## WRITTEN REQUEST
Can you reproduce the data beneath, keeping every line exact?

## PROVIDED MATERIAL
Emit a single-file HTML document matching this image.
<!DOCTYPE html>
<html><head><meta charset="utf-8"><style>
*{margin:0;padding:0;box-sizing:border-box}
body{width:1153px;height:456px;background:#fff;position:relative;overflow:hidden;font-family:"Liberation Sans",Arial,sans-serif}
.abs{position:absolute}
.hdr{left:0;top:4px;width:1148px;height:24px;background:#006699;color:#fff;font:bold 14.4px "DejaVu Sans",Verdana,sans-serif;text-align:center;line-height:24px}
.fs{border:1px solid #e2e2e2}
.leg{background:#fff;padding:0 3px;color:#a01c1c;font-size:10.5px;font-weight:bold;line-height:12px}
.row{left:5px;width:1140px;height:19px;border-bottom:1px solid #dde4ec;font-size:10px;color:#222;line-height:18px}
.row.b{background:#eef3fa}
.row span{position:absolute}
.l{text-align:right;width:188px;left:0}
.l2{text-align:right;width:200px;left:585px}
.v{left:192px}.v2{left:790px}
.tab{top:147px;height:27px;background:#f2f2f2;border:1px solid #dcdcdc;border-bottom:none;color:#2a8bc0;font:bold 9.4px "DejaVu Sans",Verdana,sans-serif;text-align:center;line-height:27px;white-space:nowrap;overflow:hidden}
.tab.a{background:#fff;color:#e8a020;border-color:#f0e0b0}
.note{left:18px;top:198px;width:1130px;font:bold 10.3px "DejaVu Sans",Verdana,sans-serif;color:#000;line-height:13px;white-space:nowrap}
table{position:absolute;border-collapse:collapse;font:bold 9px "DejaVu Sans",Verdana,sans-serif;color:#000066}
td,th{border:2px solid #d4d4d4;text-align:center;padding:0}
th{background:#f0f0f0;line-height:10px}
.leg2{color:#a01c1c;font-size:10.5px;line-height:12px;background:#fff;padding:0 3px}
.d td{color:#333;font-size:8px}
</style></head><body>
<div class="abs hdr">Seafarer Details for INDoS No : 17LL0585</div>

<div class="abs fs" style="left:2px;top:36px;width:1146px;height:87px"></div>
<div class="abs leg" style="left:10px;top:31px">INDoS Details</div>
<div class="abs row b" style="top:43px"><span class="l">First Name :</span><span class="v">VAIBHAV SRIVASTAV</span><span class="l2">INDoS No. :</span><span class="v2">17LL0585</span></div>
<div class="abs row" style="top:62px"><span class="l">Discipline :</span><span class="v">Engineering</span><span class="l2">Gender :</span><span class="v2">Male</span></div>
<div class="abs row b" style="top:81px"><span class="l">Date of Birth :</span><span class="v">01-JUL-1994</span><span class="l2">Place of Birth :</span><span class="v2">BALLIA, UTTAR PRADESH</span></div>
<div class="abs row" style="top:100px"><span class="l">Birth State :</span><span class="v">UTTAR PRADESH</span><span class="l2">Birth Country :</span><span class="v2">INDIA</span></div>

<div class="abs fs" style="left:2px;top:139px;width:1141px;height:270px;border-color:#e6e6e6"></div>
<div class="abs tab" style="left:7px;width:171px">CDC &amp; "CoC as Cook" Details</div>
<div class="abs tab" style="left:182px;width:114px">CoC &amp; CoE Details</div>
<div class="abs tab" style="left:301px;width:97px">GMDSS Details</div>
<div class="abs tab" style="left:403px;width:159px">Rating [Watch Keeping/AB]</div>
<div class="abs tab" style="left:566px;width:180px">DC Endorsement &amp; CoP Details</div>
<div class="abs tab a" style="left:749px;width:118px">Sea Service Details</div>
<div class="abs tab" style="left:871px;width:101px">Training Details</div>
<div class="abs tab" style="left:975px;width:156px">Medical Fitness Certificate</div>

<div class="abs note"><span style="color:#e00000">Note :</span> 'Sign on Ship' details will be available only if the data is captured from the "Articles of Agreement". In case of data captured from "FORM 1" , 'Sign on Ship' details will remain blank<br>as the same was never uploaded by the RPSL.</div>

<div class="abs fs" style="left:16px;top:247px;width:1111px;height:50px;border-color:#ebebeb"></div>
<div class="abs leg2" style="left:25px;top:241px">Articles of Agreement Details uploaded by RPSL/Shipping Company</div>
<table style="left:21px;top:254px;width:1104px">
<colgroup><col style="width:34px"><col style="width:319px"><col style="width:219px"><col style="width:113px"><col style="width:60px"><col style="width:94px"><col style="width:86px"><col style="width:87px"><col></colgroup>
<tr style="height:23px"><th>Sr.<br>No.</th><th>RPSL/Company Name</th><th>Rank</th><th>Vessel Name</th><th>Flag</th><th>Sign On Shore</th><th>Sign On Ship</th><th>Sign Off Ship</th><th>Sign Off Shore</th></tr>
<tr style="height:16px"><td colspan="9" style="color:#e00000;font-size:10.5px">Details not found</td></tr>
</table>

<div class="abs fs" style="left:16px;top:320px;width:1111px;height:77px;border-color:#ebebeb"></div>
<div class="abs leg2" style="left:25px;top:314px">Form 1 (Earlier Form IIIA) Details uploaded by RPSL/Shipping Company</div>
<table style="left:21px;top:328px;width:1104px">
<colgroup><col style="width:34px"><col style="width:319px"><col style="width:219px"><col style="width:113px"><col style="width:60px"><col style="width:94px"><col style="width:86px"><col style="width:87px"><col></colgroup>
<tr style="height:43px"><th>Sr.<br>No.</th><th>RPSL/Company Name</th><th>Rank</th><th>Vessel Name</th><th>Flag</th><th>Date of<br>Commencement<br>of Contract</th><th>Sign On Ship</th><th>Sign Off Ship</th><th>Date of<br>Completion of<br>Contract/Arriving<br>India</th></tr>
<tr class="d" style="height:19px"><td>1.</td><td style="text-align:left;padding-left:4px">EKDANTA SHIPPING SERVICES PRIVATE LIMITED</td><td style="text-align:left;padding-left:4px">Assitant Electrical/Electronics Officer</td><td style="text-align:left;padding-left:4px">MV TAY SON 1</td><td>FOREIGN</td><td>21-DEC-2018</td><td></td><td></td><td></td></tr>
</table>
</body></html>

## THE REPLY
Emit a single-file HTML document matching this image.
<!DOCTYPE html>
<html><head><meta charset="utf-8"><style>
*{margin:0;padding:0;box-sizing:border-box}
body{width:1153px;height:456px;background:#fff;position:relative;overflow:hidden;font-family:"Liberation Sans",Arial,sans-serif}
.abs{position:absolute}
.hdr{left:0;top:4px;width:1148px;height:24px;background:#006699;color:#fff;font:bold 14.4px "DejaVu Sans",Verdana,sans-serif;text-align:center;line-height:24px}
.fs{border:1px solid #e2e2e2}
.leg{background:#fff;padding:0 3px;color:#a01c1c;font-size:10.5px;font-weight:bold;line-height:12px}
.row{left:5px;width:1140px;height:19px;border-bottom:1px solid #dde4ec;font-size:10px;color:#222;line-height:18px}
.row.b{background:#eef3fa}
.row span{position:absolute}
.l{text-align:right;width:188px;left:0}
.l2{text-align:right;width:200px;left:585px}
.v{left:192px}.v2{left:790px}
.tab{top:147px;height:27px;background:#f2f2f2;border:1px solid #dcdcdc;border-bottom:none;color:#2a8bc0;font:bold 9.4px "DejaVu Sans",Verdana,sans-serif;text-align:center;line-height:27px;white-space:nowrap;overflow:hidden}
.tab.a{background:#fff;color:#e8a020;border-color:#f0e0b0}
.note{left:18px;top:198px;width:1130px;font:bold 10.3px "DejaVu Sans",Verdana,sans-serif;color:#000;line-height:13px;white-space:nowrap}
table{position:absolute;border-collapse:collapse;font:bold 9px "DejaVu Sans",Verdana,sans-serif;color:#000066}
td,th{border:2px solid #d4d4d4;text-align:center;padding:0}
th{background:#f0f0f0;line-height:10px}
.leg2{color:#a01c1c;font-size:10.5px;line-height:12px;background:#fff;padding:0 3px}
.d td{color:#333;font-size:8px}
</style></head><body>
<div class="abs hdr">Seafarer Details for INDoS No : 17LL0585</div>

<div class="abs fs" style="left:2px;top:36px;width:1146px;height:87px"></div>
<div class="abs leg" style="left:10px;top:31px">INDoS Details</div>
<div class="abs row b" style="top:43px"><span class="l">First Name :</span><span class="v">VAIBHAV SRIVASTAV</span><span class="l2">INDoS No. :</span><span class="v2">17LL0585</span></div>
<div class="abs row" style="top:62px"><span class="l">Discipline :</span><span class="v">Engineering</span><span class="l2">Gender :</span><span class="v2">Male</span></div>
<div class="abs row b" style="top:81px"><span class="l">Date of Birth :</span><span class="v">01-JUL-1994</span><span class="l2">Place of Birth :</span><span class="v2">BALLIA, UTTAR PRADESH</span></div>
<div class="abs row" style="top:100px"><span class="l">Birth State :</span><span class="v">UTTAR PRADESH</span><span class="l2">Birth Country :</span><span class="v2">INDIA</span></div>

<div class="abs fs" style="left:2px;top:139px;width:1141px;height:270px;border-color:#e6e6e6"></div>
<div class="abs tab" style="left:7px;width:171px">CDC &amp; "CoC as Cook" Details</div>
<div class="abs tab" style="left:182px;width:114px">CoC &amp; CoE Details</div>
<div class="abs tab" style="left:301px;width:97px">GMDSS Details</div>
<div class="abs tab" style="left:403px;width:159px">Rating [Watch Keeping/AB]</div>
<div class="abs tab" style="left:566px;width:180px">DC Endorsement &amp; CoP Details</div>
<div class="abs tab a" style="left:749px;width:118px">Sea Service Details</div>
<div class="abs tab" style="left:871px;width:101px">Training Details</div>
<div class="abs tab" style="left:975px;width:156px">Medical Fitness Certificate</div>

<div class="abs note"><span style="color:#e00000">Note :</span> 'Sign on Ship' details will be available only if the data is captured from the "Articles of Agreement". In case of data captured from "FORM 1" , 'Sign on Ship' details will remain blank<br>as the same was never uploaded by the RPSL.</div>

<div class="abs fs" style="left:16px;top:247px;width:1111px;height:50px;border-color:#ebebeb"></div>
<div class="abs leg2" style="left:25px;top:241px">Articles of Agreement Details uploaded by RPSL/Shipping Company</div>
<table style="left:21px;top:254px;width:1104px">
<colgroup><col style="width:34px"><col style="width:319px"><col style="width:219px"><col style="width:113px"><col style="width:60px"><col style="width:94px"><col style="width:86px"><col style="width:87px"><col></colgroup>
<tr style="height:23px"><th>Sr.<br>No.</th><th>RPSL/Company Name</th><th>Rank</th><th>Vessel Name</th><th>Flag</th><th>Sign On Shore</th><th>Sign On Ship</th><th>Sign Off Ship</th><th>Sign Off Shore</th></tr>
<tr style="height:16px"><td colspan="9" style="color:#e00000;font-size:10.5px">Details not found</td></tr>
</table>

<div class="abs fs" style="left:16px;top:320px;width:1111px;height:77px;border-color:#ebebeb"></div>
<div class="abs leg2" style="left:25px;top:314px">Form 1 (Earlier Form IIIA) Details uploaded by RPSL/Shipping Company</div>
<table style="left:21px;top:328px;width:1104px">
<colgroup><col style="width:34px"><col style="width:319px"><col style="width:219px"><col style="width:113px"><col style="width:60px"><col style="width:94px"><col style="width:86px"><col style="width:87px"><col></colgroup>
<tr style="height:43px"><th>Sr.<br>No.</th><th>RPSL/Company Name</th><th>Rank</th><th>Vessel Name</th><th>Flag</th><th>Date of<br>Commencement<br>of Contract</th><th>Sign On Ship</th><th>Sign Off Ship</th><th>Date of<br>Completion of<br>Contract/Arriving<br>India</th></tr>
<tr class="d" style="height:19px"><td>1.</td><td style="text-align:left;padding-left:4px">EKDANTA SHIPPING SERVICES PRIVATE LIMITED</td><td style="text-align:left;padding-left:4px">Assitant Electrical/Electronics Officer</td><td style="text-align:left;padding-left:4px">MV TAY SON 1</td><td>FOREIGN</td><td>21-DEC-2018</td><td></td><td></td><td></td></tr>
</table>
</body></html>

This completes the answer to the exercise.